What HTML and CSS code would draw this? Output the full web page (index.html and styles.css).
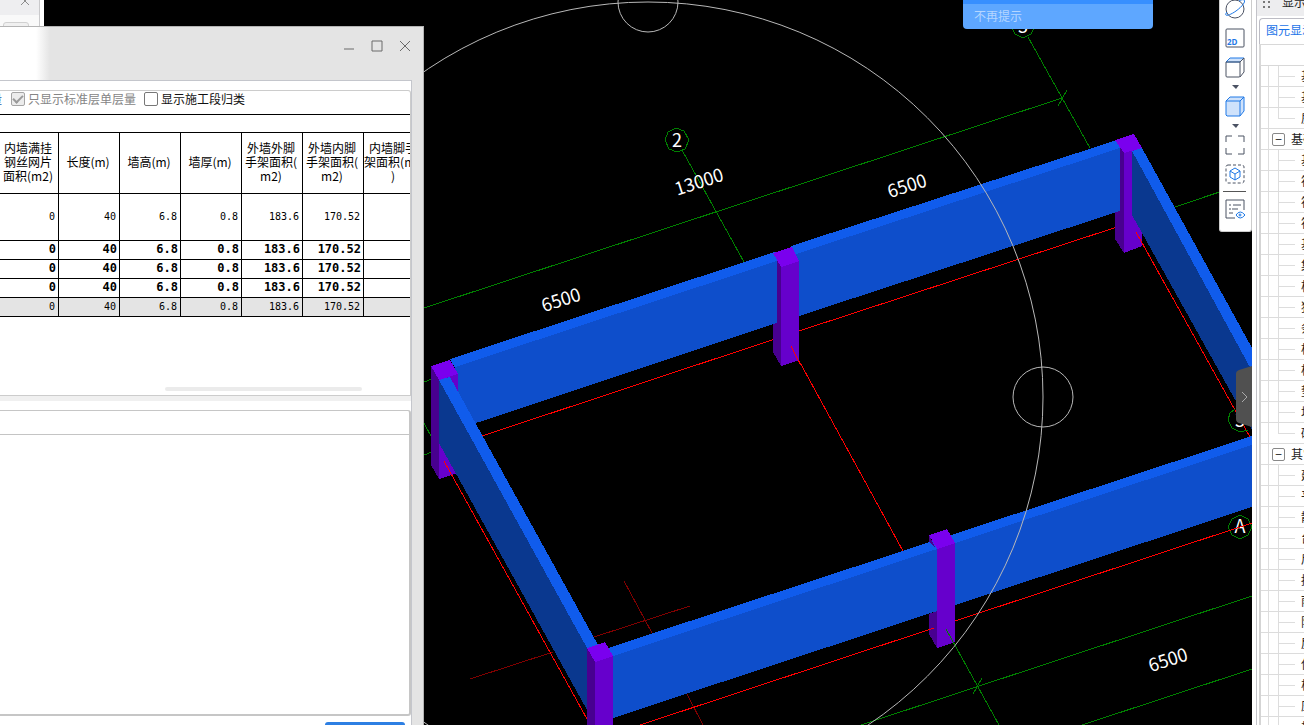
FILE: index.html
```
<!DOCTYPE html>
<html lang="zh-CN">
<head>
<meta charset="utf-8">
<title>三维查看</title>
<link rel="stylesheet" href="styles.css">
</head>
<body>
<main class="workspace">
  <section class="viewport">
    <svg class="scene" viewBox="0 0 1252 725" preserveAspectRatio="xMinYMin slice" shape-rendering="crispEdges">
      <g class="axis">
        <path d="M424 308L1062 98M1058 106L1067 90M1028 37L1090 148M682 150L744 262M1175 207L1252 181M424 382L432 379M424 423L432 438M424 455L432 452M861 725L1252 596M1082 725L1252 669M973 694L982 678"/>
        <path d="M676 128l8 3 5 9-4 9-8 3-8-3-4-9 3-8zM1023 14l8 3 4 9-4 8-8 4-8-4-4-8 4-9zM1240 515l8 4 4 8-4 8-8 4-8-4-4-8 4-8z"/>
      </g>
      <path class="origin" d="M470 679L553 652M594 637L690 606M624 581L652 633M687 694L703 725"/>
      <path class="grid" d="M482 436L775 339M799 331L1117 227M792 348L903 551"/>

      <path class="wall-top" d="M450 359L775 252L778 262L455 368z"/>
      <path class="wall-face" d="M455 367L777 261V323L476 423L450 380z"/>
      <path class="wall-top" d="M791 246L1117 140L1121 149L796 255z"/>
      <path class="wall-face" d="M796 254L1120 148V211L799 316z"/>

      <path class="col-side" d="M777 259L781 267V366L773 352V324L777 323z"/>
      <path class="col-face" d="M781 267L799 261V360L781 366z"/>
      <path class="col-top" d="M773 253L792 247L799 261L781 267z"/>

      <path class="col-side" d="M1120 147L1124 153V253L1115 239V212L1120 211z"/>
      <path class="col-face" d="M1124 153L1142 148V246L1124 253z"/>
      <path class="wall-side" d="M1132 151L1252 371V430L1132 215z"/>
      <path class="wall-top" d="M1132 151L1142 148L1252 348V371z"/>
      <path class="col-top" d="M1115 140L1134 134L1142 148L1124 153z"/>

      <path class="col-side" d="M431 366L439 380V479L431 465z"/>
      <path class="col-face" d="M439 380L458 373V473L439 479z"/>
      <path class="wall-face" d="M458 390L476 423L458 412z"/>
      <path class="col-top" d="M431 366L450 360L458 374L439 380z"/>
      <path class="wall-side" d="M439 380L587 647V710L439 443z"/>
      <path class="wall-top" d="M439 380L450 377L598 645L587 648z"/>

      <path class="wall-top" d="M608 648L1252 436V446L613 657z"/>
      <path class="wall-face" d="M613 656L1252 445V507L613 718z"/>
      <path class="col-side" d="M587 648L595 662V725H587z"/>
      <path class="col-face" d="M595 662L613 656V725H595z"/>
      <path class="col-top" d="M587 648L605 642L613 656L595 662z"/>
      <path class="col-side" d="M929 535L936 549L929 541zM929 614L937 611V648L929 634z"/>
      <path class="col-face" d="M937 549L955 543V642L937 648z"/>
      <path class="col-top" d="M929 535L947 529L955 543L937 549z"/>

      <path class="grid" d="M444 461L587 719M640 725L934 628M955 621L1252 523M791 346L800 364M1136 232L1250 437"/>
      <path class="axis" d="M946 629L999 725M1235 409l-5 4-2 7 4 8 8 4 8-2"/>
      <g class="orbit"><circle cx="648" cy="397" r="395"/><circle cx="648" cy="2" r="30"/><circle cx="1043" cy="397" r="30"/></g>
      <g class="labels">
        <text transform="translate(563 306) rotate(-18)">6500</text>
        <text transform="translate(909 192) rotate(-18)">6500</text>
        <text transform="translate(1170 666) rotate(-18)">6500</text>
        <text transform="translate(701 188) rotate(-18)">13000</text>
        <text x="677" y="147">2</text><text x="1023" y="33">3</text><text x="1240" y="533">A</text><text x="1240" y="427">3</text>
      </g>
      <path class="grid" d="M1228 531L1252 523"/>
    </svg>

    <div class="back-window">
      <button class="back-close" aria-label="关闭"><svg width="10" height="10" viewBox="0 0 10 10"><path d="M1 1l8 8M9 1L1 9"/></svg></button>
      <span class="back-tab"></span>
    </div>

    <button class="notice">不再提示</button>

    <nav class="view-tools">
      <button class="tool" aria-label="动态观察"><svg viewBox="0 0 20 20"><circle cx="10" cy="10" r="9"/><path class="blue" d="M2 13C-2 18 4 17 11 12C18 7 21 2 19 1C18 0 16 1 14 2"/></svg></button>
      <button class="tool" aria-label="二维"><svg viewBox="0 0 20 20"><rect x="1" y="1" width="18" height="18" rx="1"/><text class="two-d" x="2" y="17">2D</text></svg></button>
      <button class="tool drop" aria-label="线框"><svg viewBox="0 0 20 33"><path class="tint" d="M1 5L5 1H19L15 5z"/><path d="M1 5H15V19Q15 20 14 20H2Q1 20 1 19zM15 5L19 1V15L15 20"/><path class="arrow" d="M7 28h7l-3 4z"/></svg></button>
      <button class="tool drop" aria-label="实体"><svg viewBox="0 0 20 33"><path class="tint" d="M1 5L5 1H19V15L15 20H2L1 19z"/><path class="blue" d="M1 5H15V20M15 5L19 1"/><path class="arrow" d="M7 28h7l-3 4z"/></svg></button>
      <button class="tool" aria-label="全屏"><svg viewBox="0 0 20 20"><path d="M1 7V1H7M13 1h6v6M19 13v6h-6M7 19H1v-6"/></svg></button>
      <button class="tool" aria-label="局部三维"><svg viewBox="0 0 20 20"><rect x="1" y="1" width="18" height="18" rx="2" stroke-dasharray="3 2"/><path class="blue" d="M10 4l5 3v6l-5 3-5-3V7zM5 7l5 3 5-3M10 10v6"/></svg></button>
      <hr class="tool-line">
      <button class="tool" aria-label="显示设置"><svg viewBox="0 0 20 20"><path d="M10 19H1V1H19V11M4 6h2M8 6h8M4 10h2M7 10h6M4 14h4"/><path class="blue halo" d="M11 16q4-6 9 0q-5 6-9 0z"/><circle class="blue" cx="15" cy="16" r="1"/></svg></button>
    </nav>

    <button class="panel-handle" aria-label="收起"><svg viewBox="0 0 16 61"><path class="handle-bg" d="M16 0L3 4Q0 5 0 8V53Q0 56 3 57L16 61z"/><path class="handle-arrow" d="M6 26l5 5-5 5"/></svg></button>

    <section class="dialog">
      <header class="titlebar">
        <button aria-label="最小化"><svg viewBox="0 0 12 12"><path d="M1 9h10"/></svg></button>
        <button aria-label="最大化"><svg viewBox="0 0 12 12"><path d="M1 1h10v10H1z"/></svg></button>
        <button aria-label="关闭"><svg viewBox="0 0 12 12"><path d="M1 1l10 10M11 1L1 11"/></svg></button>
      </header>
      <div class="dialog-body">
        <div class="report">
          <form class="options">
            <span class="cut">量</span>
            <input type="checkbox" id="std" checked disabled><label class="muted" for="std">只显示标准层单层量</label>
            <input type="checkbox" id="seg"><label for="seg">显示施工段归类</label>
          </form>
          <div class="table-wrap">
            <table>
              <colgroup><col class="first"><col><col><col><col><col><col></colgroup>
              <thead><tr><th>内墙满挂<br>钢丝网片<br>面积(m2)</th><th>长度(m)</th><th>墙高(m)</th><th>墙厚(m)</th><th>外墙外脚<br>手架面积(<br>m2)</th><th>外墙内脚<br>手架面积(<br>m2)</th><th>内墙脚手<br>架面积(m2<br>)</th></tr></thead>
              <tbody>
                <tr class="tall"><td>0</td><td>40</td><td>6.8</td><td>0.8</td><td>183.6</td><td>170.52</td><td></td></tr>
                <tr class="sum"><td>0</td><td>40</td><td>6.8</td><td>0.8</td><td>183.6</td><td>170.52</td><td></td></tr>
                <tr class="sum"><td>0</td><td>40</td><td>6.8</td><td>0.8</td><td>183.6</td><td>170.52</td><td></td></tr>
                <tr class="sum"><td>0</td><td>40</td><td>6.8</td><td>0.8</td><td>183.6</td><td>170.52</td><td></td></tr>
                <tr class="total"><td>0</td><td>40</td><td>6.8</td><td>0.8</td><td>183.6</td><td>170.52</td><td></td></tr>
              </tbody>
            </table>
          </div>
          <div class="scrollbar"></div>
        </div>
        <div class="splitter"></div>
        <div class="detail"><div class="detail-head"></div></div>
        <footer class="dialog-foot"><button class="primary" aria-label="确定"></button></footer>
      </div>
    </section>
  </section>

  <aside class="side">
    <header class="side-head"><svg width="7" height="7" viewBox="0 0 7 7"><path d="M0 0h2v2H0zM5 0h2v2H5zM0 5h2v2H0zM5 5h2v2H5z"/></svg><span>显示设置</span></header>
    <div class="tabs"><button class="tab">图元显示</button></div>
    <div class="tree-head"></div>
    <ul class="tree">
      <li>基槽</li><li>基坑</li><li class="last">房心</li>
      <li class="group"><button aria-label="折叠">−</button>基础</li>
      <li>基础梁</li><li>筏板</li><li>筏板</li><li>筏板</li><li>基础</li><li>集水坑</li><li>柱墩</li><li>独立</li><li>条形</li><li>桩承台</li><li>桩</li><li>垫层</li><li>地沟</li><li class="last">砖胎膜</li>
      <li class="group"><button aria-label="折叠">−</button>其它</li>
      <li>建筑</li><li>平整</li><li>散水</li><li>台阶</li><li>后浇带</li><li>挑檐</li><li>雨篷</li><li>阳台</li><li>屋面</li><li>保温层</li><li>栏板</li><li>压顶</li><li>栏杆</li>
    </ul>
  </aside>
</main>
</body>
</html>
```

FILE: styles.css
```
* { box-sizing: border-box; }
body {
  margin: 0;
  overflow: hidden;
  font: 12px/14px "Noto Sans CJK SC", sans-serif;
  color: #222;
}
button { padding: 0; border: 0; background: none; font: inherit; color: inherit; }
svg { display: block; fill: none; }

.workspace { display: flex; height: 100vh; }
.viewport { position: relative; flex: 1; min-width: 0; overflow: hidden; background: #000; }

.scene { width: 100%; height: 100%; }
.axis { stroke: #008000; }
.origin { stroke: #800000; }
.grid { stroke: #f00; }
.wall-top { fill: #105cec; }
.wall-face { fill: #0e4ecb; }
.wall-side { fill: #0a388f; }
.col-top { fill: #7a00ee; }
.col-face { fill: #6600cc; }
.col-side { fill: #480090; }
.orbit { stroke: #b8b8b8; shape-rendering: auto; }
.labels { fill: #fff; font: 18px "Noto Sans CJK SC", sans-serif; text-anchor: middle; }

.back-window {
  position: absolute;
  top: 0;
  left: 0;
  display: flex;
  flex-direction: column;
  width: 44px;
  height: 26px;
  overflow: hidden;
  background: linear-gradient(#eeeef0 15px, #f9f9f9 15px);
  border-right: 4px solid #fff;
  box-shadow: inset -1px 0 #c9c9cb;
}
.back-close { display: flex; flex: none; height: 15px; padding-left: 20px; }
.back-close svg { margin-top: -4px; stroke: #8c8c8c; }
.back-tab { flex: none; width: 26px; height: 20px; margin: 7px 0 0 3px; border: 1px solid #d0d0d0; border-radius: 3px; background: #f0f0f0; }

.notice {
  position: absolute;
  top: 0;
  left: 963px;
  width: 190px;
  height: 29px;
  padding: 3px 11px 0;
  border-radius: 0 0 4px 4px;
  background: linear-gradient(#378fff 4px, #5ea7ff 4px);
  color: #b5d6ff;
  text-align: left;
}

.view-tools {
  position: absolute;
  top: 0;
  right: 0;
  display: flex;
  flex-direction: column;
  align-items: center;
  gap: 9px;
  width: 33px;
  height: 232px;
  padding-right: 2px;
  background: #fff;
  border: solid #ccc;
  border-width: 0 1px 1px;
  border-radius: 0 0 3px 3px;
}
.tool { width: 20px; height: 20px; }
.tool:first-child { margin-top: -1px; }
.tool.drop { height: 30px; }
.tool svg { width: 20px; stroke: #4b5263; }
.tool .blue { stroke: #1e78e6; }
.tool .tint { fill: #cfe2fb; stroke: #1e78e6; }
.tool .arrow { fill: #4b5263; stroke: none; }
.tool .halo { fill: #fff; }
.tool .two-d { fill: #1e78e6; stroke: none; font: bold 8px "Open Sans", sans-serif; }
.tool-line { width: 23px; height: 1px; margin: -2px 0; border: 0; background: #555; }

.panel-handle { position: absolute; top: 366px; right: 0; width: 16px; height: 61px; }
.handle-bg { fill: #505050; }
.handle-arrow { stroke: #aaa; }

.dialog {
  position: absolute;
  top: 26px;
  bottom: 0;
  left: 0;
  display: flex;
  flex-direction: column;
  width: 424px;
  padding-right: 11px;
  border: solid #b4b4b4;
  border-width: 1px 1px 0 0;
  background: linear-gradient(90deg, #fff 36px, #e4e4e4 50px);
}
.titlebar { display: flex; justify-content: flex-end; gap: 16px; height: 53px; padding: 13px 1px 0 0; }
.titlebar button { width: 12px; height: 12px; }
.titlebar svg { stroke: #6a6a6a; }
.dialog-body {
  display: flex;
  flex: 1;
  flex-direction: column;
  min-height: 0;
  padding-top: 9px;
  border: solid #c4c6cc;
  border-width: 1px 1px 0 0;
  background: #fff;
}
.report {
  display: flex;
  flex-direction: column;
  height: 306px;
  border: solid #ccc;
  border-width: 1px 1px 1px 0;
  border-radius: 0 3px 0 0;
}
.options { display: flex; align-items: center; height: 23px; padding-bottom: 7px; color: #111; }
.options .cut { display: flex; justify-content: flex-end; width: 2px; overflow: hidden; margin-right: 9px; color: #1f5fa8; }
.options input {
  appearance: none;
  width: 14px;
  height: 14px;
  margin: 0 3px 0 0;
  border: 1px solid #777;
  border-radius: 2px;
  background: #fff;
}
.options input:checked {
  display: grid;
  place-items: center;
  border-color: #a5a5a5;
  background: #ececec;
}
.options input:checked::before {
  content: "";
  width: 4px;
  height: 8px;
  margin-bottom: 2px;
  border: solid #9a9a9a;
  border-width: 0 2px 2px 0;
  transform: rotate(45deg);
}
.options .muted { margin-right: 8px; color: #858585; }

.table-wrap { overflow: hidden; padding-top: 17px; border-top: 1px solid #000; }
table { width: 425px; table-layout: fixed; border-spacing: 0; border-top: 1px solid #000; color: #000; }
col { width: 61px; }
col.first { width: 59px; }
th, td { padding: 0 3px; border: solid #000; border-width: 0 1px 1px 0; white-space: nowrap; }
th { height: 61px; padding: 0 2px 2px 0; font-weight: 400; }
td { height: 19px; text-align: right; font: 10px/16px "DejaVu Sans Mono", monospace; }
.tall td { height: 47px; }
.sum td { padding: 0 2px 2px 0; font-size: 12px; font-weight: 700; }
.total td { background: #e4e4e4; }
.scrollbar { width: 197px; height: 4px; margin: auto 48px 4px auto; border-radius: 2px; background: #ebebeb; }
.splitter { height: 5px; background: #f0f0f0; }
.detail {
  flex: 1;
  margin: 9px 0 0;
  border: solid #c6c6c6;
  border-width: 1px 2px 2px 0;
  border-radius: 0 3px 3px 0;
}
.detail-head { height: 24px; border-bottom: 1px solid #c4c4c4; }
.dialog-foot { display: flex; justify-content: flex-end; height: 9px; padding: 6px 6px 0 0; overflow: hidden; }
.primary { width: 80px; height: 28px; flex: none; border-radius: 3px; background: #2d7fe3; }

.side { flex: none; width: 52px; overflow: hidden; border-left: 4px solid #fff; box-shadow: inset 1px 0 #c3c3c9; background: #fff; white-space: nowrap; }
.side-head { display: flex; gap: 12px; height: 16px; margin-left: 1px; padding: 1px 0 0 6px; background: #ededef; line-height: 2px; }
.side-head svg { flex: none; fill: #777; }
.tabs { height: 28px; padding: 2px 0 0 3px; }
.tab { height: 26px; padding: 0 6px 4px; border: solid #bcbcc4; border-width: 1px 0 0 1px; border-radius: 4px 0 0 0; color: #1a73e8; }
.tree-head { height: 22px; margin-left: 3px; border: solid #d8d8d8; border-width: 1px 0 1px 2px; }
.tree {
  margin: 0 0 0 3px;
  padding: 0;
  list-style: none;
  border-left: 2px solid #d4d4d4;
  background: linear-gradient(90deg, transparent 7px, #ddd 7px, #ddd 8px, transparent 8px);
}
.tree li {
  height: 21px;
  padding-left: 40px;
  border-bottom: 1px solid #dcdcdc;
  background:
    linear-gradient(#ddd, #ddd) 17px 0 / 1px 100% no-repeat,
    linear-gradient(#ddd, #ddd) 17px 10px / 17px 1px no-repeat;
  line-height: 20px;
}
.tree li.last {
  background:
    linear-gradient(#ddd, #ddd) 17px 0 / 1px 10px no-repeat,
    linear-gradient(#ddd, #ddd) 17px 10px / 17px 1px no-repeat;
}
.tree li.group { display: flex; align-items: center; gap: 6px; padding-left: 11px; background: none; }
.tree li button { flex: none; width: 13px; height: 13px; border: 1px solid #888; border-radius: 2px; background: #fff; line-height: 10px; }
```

+++++

Locate each line containing the string "index" and show it.

Task answer:
What HTML and CSS code would draw this? Output the full web page (index.html and styles.css).
FILE: index.html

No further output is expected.